__Task brief__
Copy out every line in the entries below that includes "styles".

* Start Recorded data *

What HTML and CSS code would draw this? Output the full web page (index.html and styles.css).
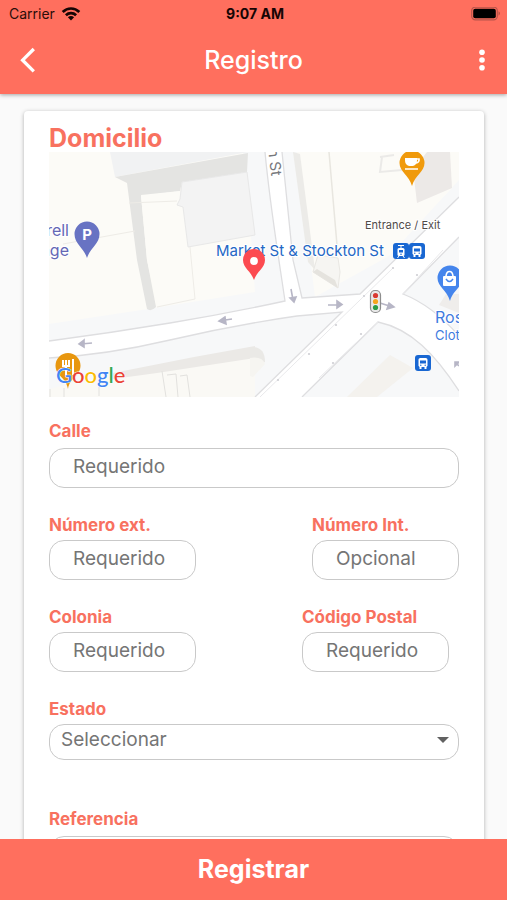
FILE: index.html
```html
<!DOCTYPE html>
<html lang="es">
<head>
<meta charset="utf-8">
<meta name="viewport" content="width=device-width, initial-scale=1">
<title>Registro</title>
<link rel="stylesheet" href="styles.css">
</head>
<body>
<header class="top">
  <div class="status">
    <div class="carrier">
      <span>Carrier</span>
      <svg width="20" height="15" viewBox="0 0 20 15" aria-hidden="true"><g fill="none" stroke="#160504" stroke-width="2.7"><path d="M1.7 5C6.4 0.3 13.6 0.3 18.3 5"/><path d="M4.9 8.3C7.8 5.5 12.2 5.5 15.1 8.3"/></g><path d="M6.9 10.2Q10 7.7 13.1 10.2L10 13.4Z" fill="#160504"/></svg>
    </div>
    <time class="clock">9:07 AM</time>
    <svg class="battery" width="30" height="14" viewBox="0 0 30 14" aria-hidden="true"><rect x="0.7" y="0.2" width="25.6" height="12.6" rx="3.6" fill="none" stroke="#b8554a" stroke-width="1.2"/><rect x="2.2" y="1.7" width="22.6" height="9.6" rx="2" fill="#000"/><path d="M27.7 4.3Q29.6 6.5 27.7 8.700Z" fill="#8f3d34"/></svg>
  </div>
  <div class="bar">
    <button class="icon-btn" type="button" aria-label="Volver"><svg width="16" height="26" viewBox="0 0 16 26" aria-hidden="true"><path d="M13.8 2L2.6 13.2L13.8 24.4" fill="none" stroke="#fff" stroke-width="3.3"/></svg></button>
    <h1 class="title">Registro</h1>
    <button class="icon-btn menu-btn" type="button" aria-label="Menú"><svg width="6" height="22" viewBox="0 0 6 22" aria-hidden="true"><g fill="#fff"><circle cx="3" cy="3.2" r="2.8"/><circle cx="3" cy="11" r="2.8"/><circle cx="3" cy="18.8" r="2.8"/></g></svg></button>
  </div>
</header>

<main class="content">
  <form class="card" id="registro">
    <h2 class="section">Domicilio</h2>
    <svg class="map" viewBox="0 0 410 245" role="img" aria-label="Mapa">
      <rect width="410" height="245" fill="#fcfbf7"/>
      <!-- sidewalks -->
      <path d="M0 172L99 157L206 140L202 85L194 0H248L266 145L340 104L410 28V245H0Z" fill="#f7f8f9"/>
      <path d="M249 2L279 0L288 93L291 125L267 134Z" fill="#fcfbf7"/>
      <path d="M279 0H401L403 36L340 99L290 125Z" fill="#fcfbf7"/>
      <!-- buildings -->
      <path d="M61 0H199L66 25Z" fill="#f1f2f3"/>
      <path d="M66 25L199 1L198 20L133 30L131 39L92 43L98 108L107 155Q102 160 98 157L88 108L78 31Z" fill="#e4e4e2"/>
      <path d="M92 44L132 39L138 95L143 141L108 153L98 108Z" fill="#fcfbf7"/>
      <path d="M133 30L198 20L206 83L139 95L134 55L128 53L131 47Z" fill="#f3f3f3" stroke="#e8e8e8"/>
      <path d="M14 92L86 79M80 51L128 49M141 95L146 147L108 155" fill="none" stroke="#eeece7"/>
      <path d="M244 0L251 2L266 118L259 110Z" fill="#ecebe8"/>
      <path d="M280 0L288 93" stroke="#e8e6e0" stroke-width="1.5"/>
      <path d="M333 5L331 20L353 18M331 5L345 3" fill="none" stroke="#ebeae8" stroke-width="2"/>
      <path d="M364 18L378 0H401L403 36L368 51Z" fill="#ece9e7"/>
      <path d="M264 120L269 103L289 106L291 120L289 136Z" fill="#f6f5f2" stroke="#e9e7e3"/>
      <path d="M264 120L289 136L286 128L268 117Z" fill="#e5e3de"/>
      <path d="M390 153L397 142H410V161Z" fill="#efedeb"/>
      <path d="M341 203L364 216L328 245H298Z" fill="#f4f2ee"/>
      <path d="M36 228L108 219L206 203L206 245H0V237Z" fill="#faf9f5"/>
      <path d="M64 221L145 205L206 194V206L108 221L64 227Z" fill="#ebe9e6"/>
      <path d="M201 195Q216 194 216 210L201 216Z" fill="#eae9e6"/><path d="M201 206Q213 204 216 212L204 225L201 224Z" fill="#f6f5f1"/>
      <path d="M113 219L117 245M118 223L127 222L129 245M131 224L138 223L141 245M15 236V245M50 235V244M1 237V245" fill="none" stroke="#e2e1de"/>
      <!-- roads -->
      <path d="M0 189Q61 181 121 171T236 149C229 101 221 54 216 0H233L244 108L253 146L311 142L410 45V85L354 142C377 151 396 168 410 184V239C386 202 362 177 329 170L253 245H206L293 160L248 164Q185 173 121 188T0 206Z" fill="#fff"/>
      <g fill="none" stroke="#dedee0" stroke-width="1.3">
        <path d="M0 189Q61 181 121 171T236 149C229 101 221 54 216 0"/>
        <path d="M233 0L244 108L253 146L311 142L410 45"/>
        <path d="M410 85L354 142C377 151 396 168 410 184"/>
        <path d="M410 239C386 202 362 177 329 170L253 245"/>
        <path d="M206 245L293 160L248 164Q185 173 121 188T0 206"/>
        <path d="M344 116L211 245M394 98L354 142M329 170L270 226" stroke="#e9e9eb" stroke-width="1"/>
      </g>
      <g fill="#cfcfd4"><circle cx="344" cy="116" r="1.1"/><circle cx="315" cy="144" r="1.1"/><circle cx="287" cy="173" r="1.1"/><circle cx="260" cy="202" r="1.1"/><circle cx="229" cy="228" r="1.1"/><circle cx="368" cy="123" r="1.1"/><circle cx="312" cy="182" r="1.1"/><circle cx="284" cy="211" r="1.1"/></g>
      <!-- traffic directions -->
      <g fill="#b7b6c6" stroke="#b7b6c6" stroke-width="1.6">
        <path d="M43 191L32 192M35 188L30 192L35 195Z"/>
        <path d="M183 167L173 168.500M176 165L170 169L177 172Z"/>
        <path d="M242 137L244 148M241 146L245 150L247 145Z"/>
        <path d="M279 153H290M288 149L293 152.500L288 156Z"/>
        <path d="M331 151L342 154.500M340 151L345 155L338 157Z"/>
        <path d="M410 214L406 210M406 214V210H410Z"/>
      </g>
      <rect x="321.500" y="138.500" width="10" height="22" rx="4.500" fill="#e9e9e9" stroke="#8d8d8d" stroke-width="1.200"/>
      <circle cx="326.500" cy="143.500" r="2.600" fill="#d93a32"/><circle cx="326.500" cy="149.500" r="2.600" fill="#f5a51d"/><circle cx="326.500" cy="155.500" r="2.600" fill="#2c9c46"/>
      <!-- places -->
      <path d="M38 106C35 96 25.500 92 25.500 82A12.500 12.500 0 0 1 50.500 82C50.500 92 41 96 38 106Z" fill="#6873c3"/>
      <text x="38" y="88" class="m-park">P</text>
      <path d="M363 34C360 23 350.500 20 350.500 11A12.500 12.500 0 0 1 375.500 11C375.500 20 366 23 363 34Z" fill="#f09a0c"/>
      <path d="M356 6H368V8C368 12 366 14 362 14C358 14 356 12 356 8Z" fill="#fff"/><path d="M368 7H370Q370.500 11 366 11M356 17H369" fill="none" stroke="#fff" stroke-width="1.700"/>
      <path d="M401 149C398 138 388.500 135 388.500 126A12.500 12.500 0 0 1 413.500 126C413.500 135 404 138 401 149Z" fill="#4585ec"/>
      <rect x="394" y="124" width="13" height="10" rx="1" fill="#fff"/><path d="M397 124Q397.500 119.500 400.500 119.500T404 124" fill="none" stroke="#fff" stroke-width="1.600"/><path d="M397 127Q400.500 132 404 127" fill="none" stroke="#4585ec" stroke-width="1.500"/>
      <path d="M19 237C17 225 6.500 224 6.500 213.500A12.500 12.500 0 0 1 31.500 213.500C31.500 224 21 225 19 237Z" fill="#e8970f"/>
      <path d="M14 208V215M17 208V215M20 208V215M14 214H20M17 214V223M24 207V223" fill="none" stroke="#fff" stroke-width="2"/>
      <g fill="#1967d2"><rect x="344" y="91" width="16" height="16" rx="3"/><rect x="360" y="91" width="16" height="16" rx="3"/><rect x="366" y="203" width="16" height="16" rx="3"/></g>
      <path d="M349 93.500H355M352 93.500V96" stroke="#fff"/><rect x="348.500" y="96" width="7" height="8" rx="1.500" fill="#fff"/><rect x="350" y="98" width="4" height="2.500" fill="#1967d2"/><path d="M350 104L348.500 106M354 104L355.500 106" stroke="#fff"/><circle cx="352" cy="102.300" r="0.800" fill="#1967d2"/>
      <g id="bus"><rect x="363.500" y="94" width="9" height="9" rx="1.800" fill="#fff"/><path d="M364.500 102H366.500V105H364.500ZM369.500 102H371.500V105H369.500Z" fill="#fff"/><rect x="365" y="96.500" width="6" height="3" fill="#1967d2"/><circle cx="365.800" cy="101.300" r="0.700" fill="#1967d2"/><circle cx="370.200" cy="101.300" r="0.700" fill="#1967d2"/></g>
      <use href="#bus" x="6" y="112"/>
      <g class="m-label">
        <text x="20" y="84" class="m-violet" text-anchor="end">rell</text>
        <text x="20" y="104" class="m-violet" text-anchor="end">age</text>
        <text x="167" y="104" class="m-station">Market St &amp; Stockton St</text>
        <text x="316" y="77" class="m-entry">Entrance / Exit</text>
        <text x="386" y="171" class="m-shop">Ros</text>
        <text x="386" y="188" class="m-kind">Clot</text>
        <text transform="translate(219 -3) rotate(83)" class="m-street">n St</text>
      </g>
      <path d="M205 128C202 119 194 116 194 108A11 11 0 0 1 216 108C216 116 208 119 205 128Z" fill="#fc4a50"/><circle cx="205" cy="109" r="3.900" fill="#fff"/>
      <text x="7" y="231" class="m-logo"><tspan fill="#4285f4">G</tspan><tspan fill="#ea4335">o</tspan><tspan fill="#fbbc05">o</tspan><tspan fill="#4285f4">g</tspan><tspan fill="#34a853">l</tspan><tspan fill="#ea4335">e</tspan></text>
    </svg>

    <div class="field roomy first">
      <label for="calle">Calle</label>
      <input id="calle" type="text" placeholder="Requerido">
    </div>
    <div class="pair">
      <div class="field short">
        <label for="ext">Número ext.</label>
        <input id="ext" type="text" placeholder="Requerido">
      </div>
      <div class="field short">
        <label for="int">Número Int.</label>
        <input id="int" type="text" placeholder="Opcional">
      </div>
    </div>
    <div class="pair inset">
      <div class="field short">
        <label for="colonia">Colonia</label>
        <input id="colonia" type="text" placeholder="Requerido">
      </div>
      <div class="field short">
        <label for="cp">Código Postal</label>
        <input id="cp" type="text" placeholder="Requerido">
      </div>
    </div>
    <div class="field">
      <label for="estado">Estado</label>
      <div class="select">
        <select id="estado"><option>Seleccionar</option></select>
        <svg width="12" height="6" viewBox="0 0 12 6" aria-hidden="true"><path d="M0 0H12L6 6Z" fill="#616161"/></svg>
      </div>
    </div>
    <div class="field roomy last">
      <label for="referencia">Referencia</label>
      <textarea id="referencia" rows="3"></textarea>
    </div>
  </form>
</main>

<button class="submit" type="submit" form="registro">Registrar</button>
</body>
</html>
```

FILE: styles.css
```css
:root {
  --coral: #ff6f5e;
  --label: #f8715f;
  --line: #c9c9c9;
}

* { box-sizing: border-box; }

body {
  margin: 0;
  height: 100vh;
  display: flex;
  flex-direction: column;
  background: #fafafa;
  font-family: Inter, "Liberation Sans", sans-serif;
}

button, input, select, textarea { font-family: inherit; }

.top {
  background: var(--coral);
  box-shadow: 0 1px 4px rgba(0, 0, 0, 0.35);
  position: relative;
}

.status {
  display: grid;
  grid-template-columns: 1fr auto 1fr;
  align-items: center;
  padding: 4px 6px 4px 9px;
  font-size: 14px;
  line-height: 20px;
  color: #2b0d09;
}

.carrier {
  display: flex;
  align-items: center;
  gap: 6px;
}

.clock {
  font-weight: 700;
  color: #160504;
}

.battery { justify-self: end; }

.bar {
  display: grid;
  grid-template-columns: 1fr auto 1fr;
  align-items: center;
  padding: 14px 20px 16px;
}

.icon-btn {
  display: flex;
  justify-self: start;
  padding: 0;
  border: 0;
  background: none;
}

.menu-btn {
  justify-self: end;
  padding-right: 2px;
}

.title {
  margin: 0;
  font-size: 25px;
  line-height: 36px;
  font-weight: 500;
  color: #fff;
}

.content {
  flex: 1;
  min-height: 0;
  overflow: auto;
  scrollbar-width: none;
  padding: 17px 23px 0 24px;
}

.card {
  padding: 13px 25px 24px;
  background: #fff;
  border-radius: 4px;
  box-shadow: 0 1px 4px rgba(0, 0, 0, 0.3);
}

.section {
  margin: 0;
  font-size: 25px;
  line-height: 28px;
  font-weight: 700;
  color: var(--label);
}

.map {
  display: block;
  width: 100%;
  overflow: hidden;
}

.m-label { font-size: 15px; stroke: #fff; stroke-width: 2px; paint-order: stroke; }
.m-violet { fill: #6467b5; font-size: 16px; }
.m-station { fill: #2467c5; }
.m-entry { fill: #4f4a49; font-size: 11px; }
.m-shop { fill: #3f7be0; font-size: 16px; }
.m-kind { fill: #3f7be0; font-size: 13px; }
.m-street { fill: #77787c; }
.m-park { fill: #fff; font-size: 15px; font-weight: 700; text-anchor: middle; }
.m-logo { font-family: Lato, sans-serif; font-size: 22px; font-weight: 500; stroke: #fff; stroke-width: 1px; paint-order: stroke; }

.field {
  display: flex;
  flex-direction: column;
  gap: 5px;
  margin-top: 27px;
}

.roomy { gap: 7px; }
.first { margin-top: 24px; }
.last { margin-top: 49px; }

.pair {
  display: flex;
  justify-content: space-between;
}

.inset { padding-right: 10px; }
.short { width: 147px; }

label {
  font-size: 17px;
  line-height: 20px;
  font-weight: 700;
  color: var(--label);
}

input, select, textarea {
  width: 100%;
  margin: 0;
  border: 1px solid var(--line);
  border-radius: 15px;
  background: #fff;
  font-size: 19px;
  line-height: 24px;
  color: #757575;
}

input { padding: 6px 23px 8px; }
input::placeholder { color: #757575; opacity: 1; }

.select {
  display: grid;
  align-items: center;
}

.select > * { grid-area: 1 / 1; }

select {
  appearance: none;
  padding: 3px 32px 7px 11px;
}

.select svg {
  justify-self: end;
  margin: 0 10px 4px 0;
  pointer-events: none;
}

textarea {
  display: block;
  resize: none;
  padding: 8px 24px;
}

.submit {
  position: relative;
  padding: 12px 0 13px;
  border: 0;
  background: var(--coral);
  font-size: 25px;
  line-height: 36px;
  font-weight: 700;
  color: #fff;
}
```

* End Recorded data *
* Start Recorded data *

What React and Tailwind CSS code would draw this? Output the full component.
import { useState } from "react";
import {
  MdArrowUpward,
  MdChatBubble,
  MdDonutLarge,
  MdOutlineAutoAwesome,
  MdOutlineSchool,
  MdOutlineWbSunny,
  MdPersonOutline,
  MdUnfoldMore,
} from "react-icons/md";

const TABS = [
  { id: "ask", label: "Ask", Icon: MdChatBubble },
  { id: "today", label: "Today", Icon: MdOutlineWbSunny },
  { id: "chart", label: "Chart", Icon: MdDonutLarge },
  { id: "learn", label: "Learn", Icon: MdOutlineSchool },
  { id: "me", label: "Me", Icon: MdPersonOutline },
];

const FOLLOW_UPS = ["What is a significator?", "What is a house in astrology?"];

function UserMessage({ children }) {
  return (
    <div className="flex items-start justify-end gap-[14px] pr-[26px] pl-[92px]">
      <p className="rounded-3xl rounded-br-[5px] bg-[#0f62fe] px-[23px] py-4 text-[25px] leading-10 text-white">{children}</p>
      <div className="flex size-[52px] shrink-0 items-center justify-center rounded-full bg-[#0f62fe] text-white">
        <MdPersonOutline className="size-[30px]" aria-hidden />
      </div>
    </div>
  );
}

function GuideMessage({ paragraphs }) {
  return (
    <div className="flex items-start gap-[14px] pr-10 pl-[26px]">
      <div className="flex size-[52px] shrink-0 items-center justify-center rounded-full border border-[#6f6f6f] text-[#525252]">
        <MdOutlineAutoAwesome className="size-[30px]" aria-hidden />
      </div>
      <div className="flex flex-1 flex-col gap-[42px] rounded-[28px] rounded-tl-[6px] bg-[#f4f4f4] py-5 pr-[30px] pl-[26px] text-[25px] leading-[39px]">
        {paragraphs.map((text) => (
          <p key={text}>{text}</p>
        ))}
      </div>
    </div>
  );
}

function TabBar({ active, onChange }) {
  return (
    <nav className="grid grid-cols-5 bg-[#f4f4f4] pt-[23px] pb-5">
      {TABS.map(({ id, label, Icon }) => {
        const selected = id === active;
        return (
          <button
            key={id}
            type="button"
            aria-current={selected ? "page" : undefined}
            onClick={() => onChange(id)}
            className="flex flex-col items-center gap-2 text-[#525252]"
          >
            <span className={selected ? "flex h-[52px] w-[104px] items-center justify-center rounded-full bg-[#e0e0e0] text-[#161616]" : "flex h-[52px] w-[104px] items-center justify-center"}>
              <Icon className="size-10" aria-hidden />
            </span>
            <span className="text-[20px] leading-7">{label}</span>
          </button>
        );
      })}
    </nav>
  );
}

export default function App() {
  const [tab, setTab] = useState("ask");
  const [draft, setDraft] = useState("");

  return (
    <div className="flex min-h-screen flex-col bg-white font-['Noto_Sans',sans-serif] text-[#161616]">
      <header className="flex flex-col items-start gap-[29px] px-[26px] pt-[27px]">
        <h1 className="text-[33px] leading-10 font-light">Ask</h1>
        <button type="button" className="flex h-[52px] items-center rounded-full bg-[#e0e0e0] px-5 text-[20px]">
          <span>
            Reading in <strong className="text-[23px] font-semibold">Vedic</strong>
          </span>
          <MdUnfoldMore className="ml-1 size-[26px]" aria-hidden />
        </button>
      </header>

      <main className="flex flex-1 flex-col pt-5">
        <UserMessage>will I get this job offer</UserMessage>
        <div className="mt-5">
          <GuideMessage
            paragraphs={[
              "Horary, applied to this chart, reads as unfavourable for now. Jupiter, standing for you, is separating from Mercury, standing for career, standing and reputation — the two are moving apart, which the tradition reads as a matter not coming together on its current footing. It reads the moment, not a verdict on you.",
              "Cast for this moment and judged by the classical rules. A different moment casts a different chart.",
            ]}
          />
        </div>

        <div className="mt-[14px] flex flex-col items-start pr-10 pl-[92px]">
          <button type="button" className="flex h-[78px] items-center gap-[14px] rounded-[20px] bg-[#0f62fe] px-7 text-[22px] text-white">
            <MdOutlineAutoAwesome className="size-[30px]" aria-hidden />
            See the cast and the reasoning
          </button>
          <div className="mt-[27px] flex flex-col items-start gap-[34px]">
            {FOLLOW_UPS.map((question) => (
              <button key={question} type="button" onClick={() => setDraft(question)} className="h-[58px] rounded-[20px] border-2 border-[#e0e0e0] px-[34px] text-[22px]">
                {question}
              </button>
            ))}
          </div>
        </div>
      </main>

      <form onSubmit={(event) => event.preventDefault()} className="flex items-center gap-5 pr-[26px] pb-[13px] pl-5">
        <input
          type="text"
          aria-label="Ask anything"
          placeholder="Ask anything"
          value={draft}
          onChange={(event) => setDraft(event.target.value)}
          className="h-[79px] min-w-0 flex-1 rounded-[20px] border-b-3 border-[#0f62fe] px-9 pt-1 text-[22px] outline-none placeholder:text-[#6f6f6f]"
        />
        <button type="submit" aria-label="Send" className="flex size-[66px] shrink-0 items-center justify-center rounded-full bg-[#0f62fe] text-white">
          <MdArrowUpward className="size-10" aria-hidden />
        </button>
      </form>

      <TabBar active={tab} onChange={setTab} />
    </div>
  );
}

* End Recorded data *

__The answer__
What HTML and CSS code would draw this? Output the full web page (index.html and styles.css).
<link rel="stylesheet" href="styles.css">
FILE: styles.css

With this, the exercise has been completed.